[START Dataset excerpt]

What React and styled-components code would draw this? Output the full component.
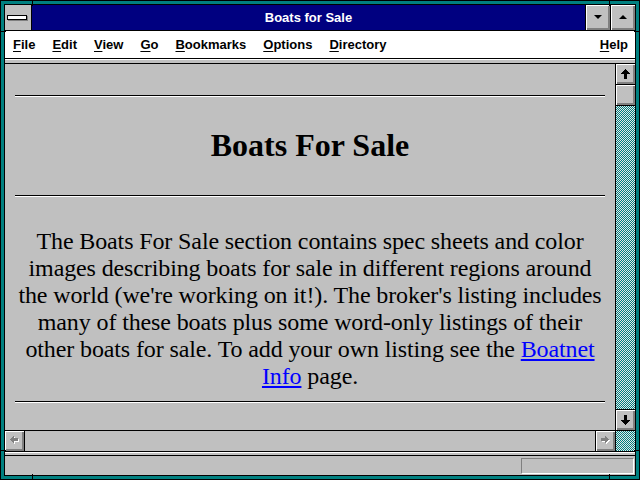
import React from 'react';
import styled, { createGlobalStyle } from 'styled-components';

const Global = createGlobalStyle`
  html, body { margin: 0; padding: 0; background: #008080; }
  #root { width: 640px; height: 480px; }
  * { box-sizing: border-box; }
`;

const GRAY = '#c0c0c0';
const DARK = '#808080';

const Frame = styled.div`
  position: relative;
  width: 640px;
  height: 480px;
  background: #008080;
  border: 1px solid #000;
  padding: 3px;
`;

const Notch = styled.div`
  position: absolute;
  background: #000;
  width: ${p => (p.$v ? '1px' : '5px')};
  height: ${p => (p.$v ? '5px' : '1px')};
`;

const Inner = styled.div`
  height: 100%;
  border: 1px solid #000;
  display: flex;
  flex-direction: column;
  background: ${GRAY};
  font-family: "Liberation Sans", Arial, sans-serif;
`;

const TitleBar = styled.div`
  height: 26px;
  flex: none;
  display: flex;
  border-bottom: 1px solid #000;
`;

const SysBox = styled.div`
  width: 27px;
  border-right: 1px solid #000;
  background: ${GRAY};
  display: flex;
  align-items: center;
  justify-content: center;
  padding-right: 2px;
`;

const SysBar = styled.div`
  width: 20px;
  height: 5px;
  background: #fff;
  border: 1px solid #000;
  box-shadow: 1px 1px 0 ${DARK};
`;

const TitleText = styled.div`
  flex: 1;
  background: #000080;
  color: #fff;
  font-weight: bold;
  font-size: 13px;
  display: flex;
  align-items: center;
  justify-content: center;
`;

const CaptionButton = styled.div`
  width: 25px;
  border-left: 1px solid #000;
  background: ${GRAY};
  box-shadow: inset 1px 1px 0 #fff, inset -1px -1px 0 ${DARK}, inset -2px -2px 0 ${DARK};
  display: flex;
  align-items: center;
  justify-content: center;
  padding: 0 1px 1px 0;
`;

const Tri = styled.div`
  width: 0;
  height: 0;
  border-left: 4px solid transparent;
  border-right: 4px solid transparent;
  ${p => (p.$up ? 'border-bottom: 4px solid #000;' : 'border-top: 4px solid #000;')}
`;

const MenuBar = styled.div`
  height: 28px;
  flex: none;
  background: #fff;
  border-bottom: 1px solid #000;
  display: flex;
  align-items: center;
  gap: 17px;
  padding: 0 7px 1px 8px;
  font-size: 13px;
  font-weight: bold;
  color: #000;
`;

const MenuItem = styled.span`
  margin-left: ${p => (p.$right ? 'auto' : '0')};
  & u { text-decoration: underline; text-underline-offset: 2px; }
`;

const Divider = styled.div`
  height: 5px;
  flex: none;
  background: ${GRAY};
  border-top: 1px solid #fff;
  border-bottom: 1px solid #000;
`;

const Viewport = styled.div`
  flex: 1;
  display: flex;
  min-height: 0;
`;

const Content = styled.div`
  flex: 1;
  background: ${GRAY};
  padding: 31px 10px 0;
  overflow: hidden;
  font-family: "Liberation Serif", "Times New Roman", serif;
  color: #000;
`;

const Rule = styled.div`
  height: 2px;
  border-top: 1px solid #000;
  border-bottom: 1px solid #fff;
  margin-top: ${p => p.$mt || 0}px;
`;

const Heading = styled.h1`
  margin: 32px 0 0;
  font-size: 32px;
  line-height: 32px;
  font-weight: bold;
  text-align: center;
`;

const Para = styled.p`
  margin: 31px 0 0;
  font-size: 24px;
  line-height: 27px;
  letter-spacing: -0.12px;
  text-align: center;
`;

const Link = styled.a`
  color: #0000ff;
  text-decoration: underline;
`;

const VScroll = styled.div`
  width: 20px;
  flex: none;
  border-left: 1px solid #000;
  display: flex;
  flex-direction: column;
`;

const ScrollButton = styled.div`
  width: 19px;
  height: ${p => (p.$h || 20) + 1}px;
  flex: none;
  background: ${GRAY};
  box-shadow: inset 1px 1px 0 #fff, inset -1px -1px 0 ${DARK}, inset -2px -2px 0 ${DARK};
  display: flex;
  align-items: center;
  justify-content: center;
  padding: 0 1px 1px 0;
  ${p => p.$bb && 'border-bottom: 1px solid #000;'}
  ${p => p.$bt && 'border-top: 1px solid #000;'}
  ${p => p.$br && 'border-right: 1px solid #000; width: 20px;'}
  ${p => p.$bl && 'border-left: 1px solid #000; width: 20px;'}
`;

const Dither = styled.div`
  flex: 1;
  background-color: #fff;
  background-image: repeating-conic-gradient(#008080 0% 25%, #e8e8e8 0% 50%);
  background-size: 2px 2px;
  ${p => p.$corner && 'width: 20px; flex: none; border-left: 1px solid #000;'}
`;

const HScroll = styled.div`
  height: 22px;
  flex: none;
  display: flex;
  border-top: 1px solid #000;
  border-bottom: 1px solid #000;
`;

const HTrack = styled.div`
  flex: 1;
  background: ${GRAY};
`;

const Band = styled.div`
  height: 4px;
  flex: none;
  background: ${GRAY};
  border-top: 1px solid #fff;
  border-bottom: 1px solid #000;
`;

const StatusBar = styled.div`
  height: 19px;
  flex: none;
  display: flex;
  justify-content: flex-end;
  padding: 2px 1px 1px 0;
  background: ${GRAY};
`;

const StatusField = styled.div`
  width: 113px;
  border-top: 1px solid ${DARK};
  border-left: 1px solid ${DARK};
  border-bottom: 1px solid #fff;
  border-right: 1px solid #fff;
`;

const BIG = 'M4 0h1v1h1v1h1v1h1v1h1v1H6v5H3V5H0V4h1V3h1V2h1V1h1z';
const SMALL = 'M0 3h1V2h1V1h1V0h1v2h4v3H4v2H3V6H2V5H1V4H0z';

const BigArrow = ({ down }) => (
  <svg width="9" height="10" viewBox="0 0 9 10" shapeRendering="crispEdges"
    style={down ? { transform: 'rotate(180deg)' } : undefined}>
    <path d={BIG} fill="#000" />
  </svg>
);

const GhostArrow = ({ right }) => (
  <svg width="9" height="9" viewBox="0 0 9 9" shapeRendering="crispEdges"
    style={right ? { transform: 'scaleX(-1)' } : undefined}>
    <path d={SMALL} fill="#fff" transform={right ? 'translate(0 1)' : 'translate(1 1)'} />
    <path d={SMALL} fill={DARK} transform={right ? 'translate(1 0)' : undefined} />
  </svg>
);

const menus = [
  ['F', 'ile'],
  ['E', 'dit'],
  ['V', 'iew'],
  ['G', 'o'],
  ['B', 'ookmarks'],
  ['O', 'ptions'],
  ['D', 'irectory'],
];

export default function App() {
  return (
    <>
      <Global />
      <Frame>
        <Notch $v style={{ left: 31, top: 0 }} />
        <Notch $v style={{ left: 608, top: 0 }} />
        <Notch $v style={{ left: 31, bottom: 0 }} />
        <Notch $v style={{ left: 608, bottom: 0 }} />
        <Notch style={{ left: 0, top: 30 }} />
        <Notch style={{ right: 0, top: 30 }} />
        <Notch style={{ left: 0, top: 449 }} />
        <Notch style={{ right: 0, top: 449 }} />
        <Inner>
          <TitleBar>
            <SysBox><SysBar /></SysBox>
            <TitleText>Boats for Sale</TitleText>
            <CaptionButton><Tri /></CaptionButton>
            <CaptionButton><Tri $up /></CaptionButton>
          </TitleBar>
          <MenuBar>
            {menus.map(([k, rest]) => (
              <MenuItem key={k}><u>{k}</u>{rest}</MenuItem>
            ))}
            <MenuItem $right><u>H</u>elp</MenuItem>
          </MenuBar>
          <Divider />
          <Viewport>
            <Content>
              <Rule />
              <Heading>Boats For Sale</Heading>
              <Rule $mt={34} />
              <Para>
                The Boats For Sale section contains spec sheets and color images
                describing boats for sale in different regions around the world
                (we're working on it!). The broker's listing includes many of these
                boats plus some word-only listings of their other boats for sale. To
                add your own listing see the <Link href="#">Boatnet Info</Link> page.
              </Para>
              <Rule $mt={11} />
            </Content>
            <VScroll>
              <ScrollButton $bb><BigArrow /></ScrollButton>
              <ScrollButton $bb />
              <Dither />
              <ScrollButton $bt><BigArrow down /></ScrollButton>
            </VScroll>
          </Viewport>
          <HScroll>
            <ScrollButton $br $h={19}><GhostArrow /></ScrollButton>
            <HTrack />
            <ScrollButton $bl $h={19}><GhostArrow right /></ScrollButton>
            <Dither $corner />
          </HScroll>
          <Band />
          <StatusBar><StatusField /></StatusBar>
        </Inner>
      </Frame>
    </>
  );
}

[END Dataset excerpt]

• Objective: Up to and including the line containing "const DARK = '#808080';", repeat every line from the start of the data, but none of the pictures.

• Reply:
What React and styled-components code would draw this? Output the full component.
import React from 'react';
import styled, { createGlobalStyle } from 'styled-components';

const Global = createGlobalStyle`
  html, body { margin: 0; padding: 0; background: #008080; }
  #root { width: 640px; height: 480px; }
  * { box-sizing: border-box; }
`;

const GRAY = '#c0c0c0';
const DARK = '#808080';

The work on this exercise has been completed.